Quant aux revendications de rattrapage social, «on a besoin d'inventer des règles». Par exemple, «il faut voir comment faire pour que des personnes aient une retraite satisfaisante alors qu'elles n'ont pas cotisé», ou comment augmenter les salaires dans l'administration et les collectivités territoriales «alors que les collectivités sont exsangues».
De plus, alors que l'objectif était d'adapter le Code du travail à Mayotte d'ici 2018, «aujourd'hui, cette démarche est percutée par la loi El Khomri», dit-elle.
Vendredi, les syndicats mahorais rencontreront à Paris les directeurs de cabinet des ministères concernés.
Mme Pau-Langevin dit comprendre l'impatience des Mahorais, «mais c'est souvent un défi de trouver des réponses adaptées et conformes au droit», car «on ne peut pas mettre que des réponses d'exception».
Ancienne colonie française, Mayotte est rattachée à la France depuis un référendum d’autodétermination en 1976, avant d'en devenir le 101è département en 2011. Mais malgré cette assimilation, le, décalage entre l’île et la métropolitaine est criant.
En novembre 2015, Entre 2 000 et 3 000 manifestants, selon les chiffres de la préfecture et des organisateurs, avaient déjà manifesté pour revendiquer «l'égalité des droits» par rapport au reste du territoire français.

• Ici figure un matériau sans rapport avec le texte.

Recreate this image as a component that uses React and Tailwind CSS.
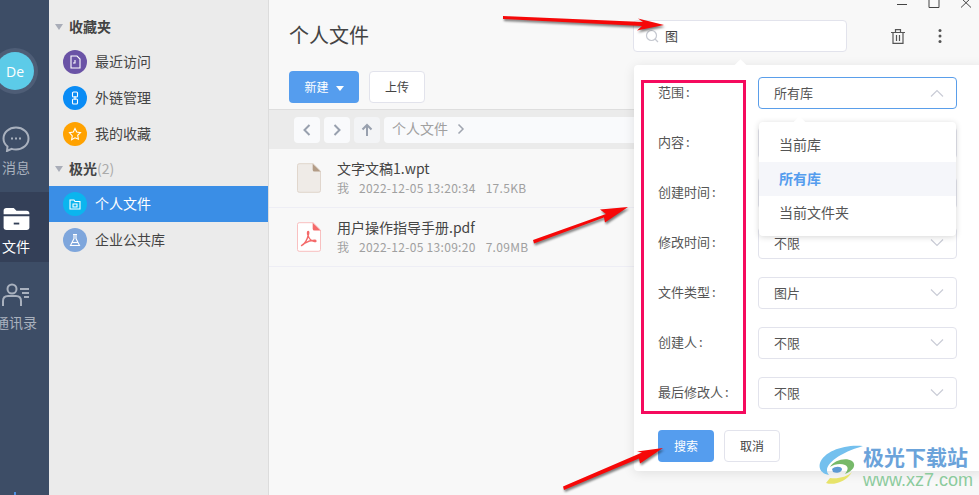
const font = { fontFamily: '"Noto Sans CJK SC", "Liberation Sans", sans-serif' };

const Chevron = ({ up }) => (
  <svg width="14" height="8" viewBox="0 0 14 8" fill="none" stroke="#c9ccd6" strokeWidth="1.2">
    <path d={up ? 'M1 7.5 7 1.5l6 6' : 'M1 .5l6 6 6-6'} />
  </svg>
);

const Circle = ({ bg, children }) => (
  <div className={`flex h-6 w-6 shrink-0 items-center justify-center rounded-full ${bg}`}>
    <svg width="14" height="14" viewBox="0 0 14 14" fill="none" stroke="#fff" strokeWidth="1.1">
      {children}
    </svg>
  </div>
);

const SideItem = ({ bg, label, active, icon }) => (
  <div className={`flex h-9 items-center gap-[8px] pl-[14px] text-[14px] ${active ? 'bg-[#3a8ee6] text-white' : 'text-[#444]'}`}>
    <Circle bg={bg}>{icon}</Circle>
    <span className="mb-[2px]">{label}</span>
  </div>
);

const SideHead = ({ label, count }) => (
  <div className="flex h-[34px] items-center pl-[6px] text-[14px] font-bold text-[#444]">
    <span className="mr-[6px] h-0 w-0 border-x-[4px] border-t-[6px] border-x-transparent border-t-[#a9adb8]" />
    <span className="mb-[2px]">{label}</span>
    {count && <span className="mb-[2px] font-normal text-[#aaa]">{count}</span>}
  </div>
);

const FileIcon = ({ pdf }) => (
  <svg width="24" height="30" viewBox="0 0 26 32">
    <path d="M2.5.5h15l8 8v21a2 2 0 0 1-2 2h-21a2 2 0 0 1-2-2v-27a2 2 0 0 1 2-2z" fill={pdf ? '#fff' : '#efebe7'} stroke={pdf ? '#f7b9b9' : '#ddd3c8'} />
    <path d="M17 .5l8.5 8.5H19a2 2 0 0 1-2-2z" fill={pdf ? '#f46a6a' : '#b39c86'} />
    {pdf && (
      <path d="M5 25c3-1 6-6 7.500-12 .5-2 .2-3-.5-3s-1 2 0 4.500c1 3 4 6 7 6.500 2 .3 2-1.500 0-1.500-3 0-8 1.500-11 3.500-2 1.500-3.500 3-3 2z" fill="none" stroke="#f46a6a" strokeWidth="1.500" />
    )}
  </svg>
);

const FileRow = ({ pdf, name, date, size }) => (
  <div className="flex h-[59px] items-center border-b border-[#eeeef5] pl-[28px]">
    <FileIcon pdf={pdf} />
    <div className="mb-[2px] ml-[16px]">
      <div className="text-[14px] leading-[20px] text-[#444]">{name}</div>
      <div className="mt-[1px] text-[12px] leading-[17px] text-[#a0a0a0]">
        我<span className="ml-[10px] tracking-[0.3px]">{date}</span><span className="ml-[10px] tracking-[0.3px]">{size}</span>
      </div>
    </div>
  </div>
);

const NavButton = ({ d, bg }) => (
  <div className={`flex h-[26px] w-[26px] items-center justify-center rounded-[4px] ${bg}`}>
    <svg width="14" height="14" viewBox="0 0 14 14" fill="none" stroke="#98a0ae" strokeWidth="2">
      <path d={d} />
    </svg>
  </div>
);

const FilterRow = ({ label, value, open }) => (
  <div className="flex h-[31px] items-center">
    <div className="mb-[2px] w-[100px] text-[13px] text-[#555]">{label}<span className="ml-[2px]">:</span></div>
    <div className={`flex h-[32px] w-[199px] items-center justify-between rounded-[4px] border bg-white pl-[15px] pr-[12px] text-[13px] text-[#555] ${open ? 'border-[#5a9eea]' : 'border-[#e2e3ec]'}`}>
      <span>{value}</span>
      <Chevron up={open} />
    </div>
  </div>
);

const Rail = () => (
  <div className="flex h-full w-[49px] shrink-0 flex-col overflow-hidden bg-[#3d4d66] text-[14px] text-[#a9b1be]">
    <div className="ml-[-8px] mt-[48px] flex h-[46px] w-[46px] items-center justify-center rounded-full bg-[#4e5d76]">
      <div className="flex h-[38px] w-[38px] items-center justify-center rounded-full bg-[#5ccbe8] text-[14px] text-white" style={{ fontFamily: '"Open Sans", sans-serif' }}>De</div>
    </div>
    <div className="mt-[32px] flex w-[32px] flex-col items-center">
      <svg width="28" height="26" viewBox="0 0 28 26" fill="none" stroke="#a9b1be" strokeWidth="2">
        <path d="M14 1.500c7 0 12.500 4.800 12.500 11S21 23.500 14 23.500c-1.500 0-3-.2-4.300-.6L5 25l.5-4.500C3 18.500 1.500 15.700 1.500 12.500 1.500 6.300 7 1.500 14 1.500z" />
        <path d="M9 12.500h2M13 12.500h2M17 12.500h2" />
      </svg>
      <div className="mt-[5px] whitespace-nowrap leading-[20px]">消息</div>
    </div>
    <div className="mt-[15px] flex h-[70px] w-[49px] flex-col bg-[#344058] text-white">
      <div className="flex w-[32px] flex-col items-center pt-[15px]">
        <svg width="27" height="23" viewBox="0 0 28 25">
          <path d="M3 1h8l3 3h11a3 3 0 0 1 3 3v1H0V4a3 3 0 0 1 3-3z" fill="#fff" />
          <path d="M0 10h28v12a3 3 0 0 1-3 3H3a3 3 0 0 1-3-3z" fill="#fff" />
          <rect x="11" y="17" width="6" height="2" fill="#344058" />
        </svg>
        <div className="mt-[6px] whitespace-nowrap leading-[20px]">文件</div>
      </div>
    </div>
    <div className="mt-[21px] flex w-[32px] flex-col items-center">
      <svg width="28" height="24" viewBox="0 0 28 24" fill="none" stroke="#a9b1be" strokeWidth="2">
        <circle cx="10" cy="6" r="4.500" />
        <path d="M1 23v-5c0-3 2-5 5-5h8c3 0 5 2 5 5v5" />
        <path d="M18 6h9M20 10h7M22 14h5" />
      </svg>
      <div className="mt-[5px] whitespace-nowrap leading-[20px]">通讯录</div>
    </div>
    <div className="ml-[14px] mt-auto h-[3px] w-[2px] bg-[#4e8fe0]" />
  </div>
);

const Sidebar = () => (
  <div className="h-full w-[220px] shrink-0 border-r border-[#dcdcdc] bg-[#ebebeb] pt-[10px]">
    <SideHead label="收藏夹" />
    <SideItem bg="bg-[#6a53a6]" label="最近访问" icon={<><path d="M3 1h6l3 3v9H3z" /><path d="M7 5v3H5" /></>} />
    <SideItem bg="bg-[#0a8cf5]" label="外链管理" icon={<><rect x="4.500" y="1" width="5" height="5" rx="1" /><rect x="4.500" y="8" width="5" height="5" rx="1" /><path d="M7 5v4" /></>} />
    <SideItem bg="bg-[#ffa200]" label="我的收藏" icon={<path d="M7 1.500l1.700 3.600 3.800.5-2.800 2.700.7 3.900L7 10.800l-3.400 1.900.7-3.900L1.500 5.600l3.800-.5z" />} />
    <SideHead label="极光" count="(2)" />
    <SideItem active bg="bg-[#0bb5ee]" label="个人文件" icon={<><path d="M2 12V3h4l1 1.500h5V12z" /><path d="M5 7h4v3H5z" /></>} />
    <SideItem bg="bg-[#7ea6dc]" label="企业公共库" icon={<><path d="M5 1.500h4M6 1.500v4L2.500 12.500h9L8 5.500v-4" /><path d="M4 9.500h6" /></>} />
  </div>
);

const Popover = () => (
  <div className="absolute left-[365px] top-[65px] h-[406px] w-[350px] rounded-[4px] bg-white pl-[24px] pt-[12px] shadow-[0_2px_12px_rgba(0,0,0,0.1)]">
    <div className="absolute left-[102px] top-[-4px] h-[9px] w-[9px] rotate-45 bg-white" />
    <div className="flex flex-col gap-[19px]">
      <div className="relative">
        <FilterRow label="范围" value="所有库" open />
        <div className="absolute left-[101px] top-[45px] z-10 w-[197px] rounded-[4px] bg-white py-[6px] text-[14px] text-[#555] shadow-[0_1px_6px_rgba(0,0,0,0.16)]">
          <div className="absolute left-[36px] top-[-4px] h-[9px] w-[9px] rotate-45 bg-white" />
          <div className="flex h-[34px] items-center pb-[2px] pl-[20px]">当前库</div>
          <div className="flex h-[34px] items-center bg-[#f5f6fa] pb-[2px] pl-[20px] font-bold text-[#559dee]">所有库</div>
          <div className="flex h-[34px] items-center pb-[2px] pl-[20px]">当前文件夹</div>
        </div>
      </div>
      <FilterRow label="内容" value="" />
      <FilterRow label="创建时间" value="" />
      <FilterRow label="修改时间" value="不限" />
      <FilterRow label="文件类型" value="图片" />
      <FilterRow label="创建人" value="不限" />
      <FilterRow label="最后修改人" value="不限" />
    </div>
    <div className="mt-[22px] flex gap-[10px] text-[12px]">
      <div className="flex h-[32px] w-[56px] items-center justify-center rounded-[4px] bg-[#559dee] text-white">搜索</div>
      <div className="flex h-[32px] w-[56px] items-center justify-center rounded-[4px] border border-[#e2e3ec] bg-white text-[#444]">取消</div>
    </div>
  </div>
);

const Main = () => (
  <div className="relative flex h-full min-w-0 flex-1 flex-col bg-[#f8f8f8]">
    <div className="flex h-[8px] items-end justify-end overflow-hidden">
      <svg width="82" height="9" viewBox="0 0 82 9" fill="none" stroke="#444" strokeWidth="1" className="shrink-0">
        <path d="M0 5.500h10M32 -5v13.500h10V-5M64 -1l10 9.500M74 -1L64 8.500" />
      </svg>
    </div>
    <div className="flex h-[56px] shrink-0 items-center pl-[20px]">
      <div className="mb-[2px] w-[344px] text-[20px] text-[#444]">个人文件</div>
      <div className="flex h-[32px] w-[214px] items-center rounded-[4px] border border-[#e2e3ec] bg-white pl-[11px] text-[13px] text-[#444]">
        <svg width="14" height="14" viewBox="0 0 14 14" fill="none" stroke="#c5c8d0" strokeWidth="1.200">
          <circle cx="6.500" cy="6.500" r="5" /><path d="M10 10l3 3" />
        </svg>
        <span className="ml-[6px]">图</span>
      </div>
      <svg width="14" height="15" viewBox="0 0 14 15" fill="none" stroke="#555" strokeWidth="1.200" className="ml-[44px]">
        <path d="M0 3.500h14M4.500 3V.6h5V3M2 3.500V14.400h10V3.500M5.500 6v6M8.500 6v6" />
      </svg>
      <svg width="4" height="14" viewBox="0 0 4 14" fill="#555" className="ml-[33px]">
        <circle cx="2" cy="1.500" r="1.500" /><circle cx="2" cy="7" r="1.500" /><circle cx="2" cy="12.500" r="1.500" />
      </svg>
    </div>
    <div className="mt-[7px] flex shrink-0 gap-[10px] pl-[20px] text-[12px]">
      <div className="flex h-[32px] w-[70px] items-center justify-center gap-[7px] rounded-[4px] bg-[#559dee] text-white">
        新建<span className="mt-[2px] h-0 w-0 border-x-[4px] border-t-[5px] border-x-transparent border-t-white" />
      </div>
      <div className="flex h-[32px] w-[56px] items-center justify-center rounded-[4px] border border-[#e2e3ec] bg-white text-[#444]">上传</div>
    </div>
    <div className="mt-[6px] flex h-[40px] shrink-0 items-center gap-[4px] border-t border-[#dedede] bg-[#ebebeb] pl-[25px]">
      <NavButton bg="bg-[#f9fafc]" d="M9.500 2L4.500 7l5 5" />
      <NavButton bg="bg-[#f9fafc]" d="M4.500 2l5 5-5 5" />
      <NavButton bg="bg-[#f3f4f6]" d="M7 13V2M2.500 6.500L7 2l4.500 4.500" />
      <div className="flex h-[26px] flex-1 items-center rounded-[4px] bg-[#f9fafc] pb-[2px] pl-[8px] text-[14px] text-[#a0a0a0]">
        个人文件
        <svg width="8" height="12" viewBox="0 0 8 12" fill="none" stroke="#a0a5b0" strokeWidth="1.500" className="ml-[9px]">
          <path d="M1.500 1.500L6 6l-4.500 4.500" />
        </svg>
      </div>
    </div>
    <FileRow name="文字文稿1.wpt" date="2022-12-05 13:20:34" size="17.5KB" />
    <FileRow pdf name="用户操作指导手册.pdf" date="2022-12-05 13:09:20" size="7.09MB" />
    <Popover />
  </div>
);

const Arrow = ({ d }) => <path d={d} fill="#f60808" />;

const Annotations = () => (
  <>
    <div className="pointer-events-none absolute left-[641px] top-[80px] z-20 h-[334px] w-[105px] border-[3px] border-[#f50a5e]" />
    <svg width="979" height="495" viewBox="0 0 979 495" className="pointer-events-none absolute left-0 top-0 z-20 drop-shadow-[1px_2px_1px_rgba(0,0,0,0.5)]">
      <Arrow d="M503 16l140 6-5-3.500 26 6.500-27 5.500 5-4.500L503 19z" />
      <Arrow d="M533 240l73-26-6-4.500 28-2.500-23 15.500-1-5-70 26z" />
      <Arrow d="M563 486.500l79-34-5-1 26-3.500-23 15.500-1-5-75 31.500z" />
    </svg>
  </>
);

const Watermark = () => (
  <div className="pointer-events-none absolute left-[819px] top-[445px] z-20 flex items-start">
    <svg width="45" height="40" viewBox="0 0 45 40" fill="none">
      <path d="M44 1C26-1 5 6 1 18c-2 7 3 11 9 12C3 23 14 10 44 1z" fill="#74c0ee" />
      <path d="M11 22c4-7 16-10 22-6 5 4 1 10-7 13 3-4 4-7 0-9-4-2-11-1-15 2z" fill="#77b96a" />
      <path d="M13 24c3-3 9-3 10 0 0 3-5 5-9 3z" fill="#5d9ad3" />
      <path d="M7 38c8 3 21-2 26-11-5 5-14 7-22 6z" fill="#e7e36a" />
    </svg>
    <div className="ml-[-1px] mt-[-2px] whitespace-nowrap">
      <div className="text-[21px] font-bold leading-[26px] text-[#6ba3da]">极光下载站</div>
      <div className="text-[18px] leading-[22px] text-[#8ccb9d]" style={{ fontFamily: '"Liberation Sans", sans-serif' }}>www.xz7.com</div>
    </div>
  </div>
);

export default function App() {
  return (
    <div className="relative flex h-[495px] w-[979px] overflow-hidden" style={font}>
      <Rail />
      <Sidebar />
      <Main />
      <Annotations />
      <Watermark />
    </div>
  );
}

A Mayotte, le taux de chômage dépasse les 23%, ce qui représente le double des chiffres de l'hexagone. Le département manque également cruellement d'infrastructures, en particulier d'établissements scolaires et d’aides sociales à l’enfance.
Pourtant, la moitié de sa population, soit environ 210 000 habitants, a moins de 18 ans. En 2014, les trois quarts des plus de 15 ans n'avaient pas de diplôme qualifiant, selon une étude de l'Insee, écrit le JDD.
De plus, en tant que département français, Mayotte est et reste un territoire en proie aux flux migratoires venant de pays voisins, comme Madagascar, la Mozambique ou encore les Comores, dont les côtes se situent à moins de 100 km. De nombreux migrants arrivent à Mayotte dans l'espoir d'une vie meilleure et s'y retrouvent finalement livrés à eux mêmes et sans ressources.